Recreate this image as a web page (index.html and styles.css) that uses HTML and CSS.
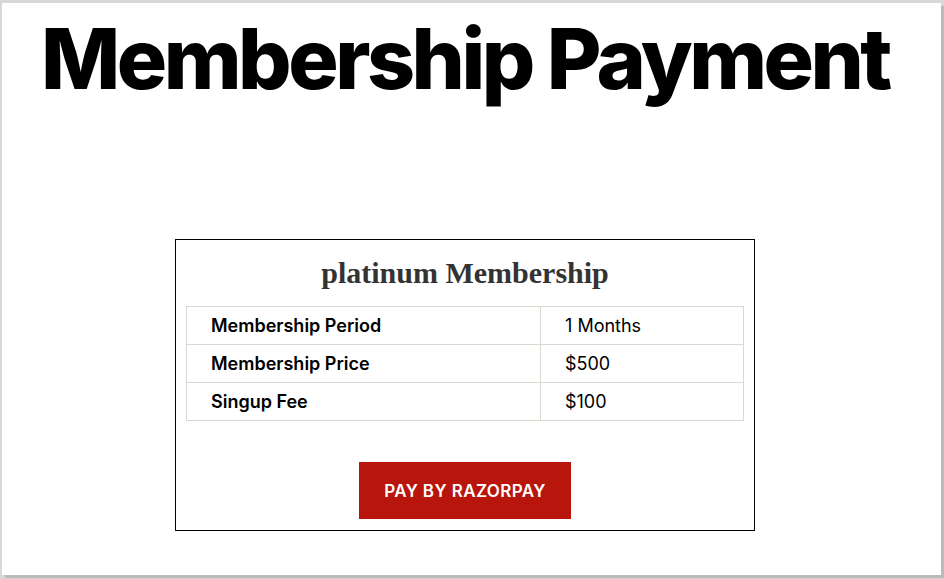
FILE: index.html
```html
<!DOCTYPE html>
<html>
<head>
<meta charset="utf-8">
<link rel="stylesheet" href="styles.css">
</head>
<body>
<div class="page">
  <h1 class="title">Membership Payment</h1>
  <div class="card">
    <h2 class="card-title">platinum Membership</h2>
    <table class="details">
      <tr><th>Membership Period</th><td>1 Months</td></tr>
      <tr><th>Membership Price</th><td>$500</td></tr>
      <tr><th>Singup Fee</th><td>$100</td></tr>
    </table>
    <div class="actions">
      <button class="pay-btn">PAY BY RAZORPAY</button>
    </div>
  </div>
</div>
</body>
</html>
```
FILE: styles.css
```css
html, body {
  margin: 0;
  padding: 0;
}
body {
  background: #dad7d7;
  width: 944px;
  height: 579px;
  overflow: hidden;
}
.page {
  box-sizing: border-box;
  margin: 3px 0 0 2px;
  width: 939px;
  height: 572px;
  background: #fff;
  box-shadow: 3px 3px 1px #bdbaba;
  padding: 0 13px 0 0;
  font-family: Inter, "Liberation Sans", sans-serif;
  color: #000;
}
.title {
  margin: 0;
  padding-top: 6px;
  text-align: center;
  font-family: Inter, sans-serif;
  font-weight: 800;
  font-size: 84px;
  line-height: 100px;
  letter-spacing: -3.5px;
  color: #000;
}
.card {
  box-sizing: border-box;
  width: 580px;
  margin: 130px auto 0;
  border: 1px solid #000;
  padding: 10px 10px 11px;
}
.card-title {
  margin: 0;
  text-align: center;
  font-family: "Liberation Serif", serif;
  font-weight: 700;
  font-size: 30px;
  line-height: 46px;
  color: #333;
  padding-bottom: 10px;
}
.details {
  width: 100%;
  border-collapse: collapse;
  font-size: 18px;
}
.details th, .details td {
  border: 1px solid #ddd8cf;
  padding: 0 24px;
  height: 37px;
  text-align: left;
}
.details th {
  width: 305px;
  font-weight: 600;
}
.details td {
  font-weight: 400;
}
.actions {
  display: flex;
  justify-content: center;
  padding-top: 41px;
}
.pay-btn {
  background: #b8160c;
  color: #fff;
  border: 0;
  width: 212px;
  height: 57px;
  font-family: Inter, sans-serif;
  font-size: 17px;
  font-weight: 600;
  letter-spacing: 0.4px;
}
```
== == ==
Find all lines holding the string "page" and copy them.

Recreate this image as a web page (index.html and styles.css) that uses HTML and CSS.
<div class="page">
.page {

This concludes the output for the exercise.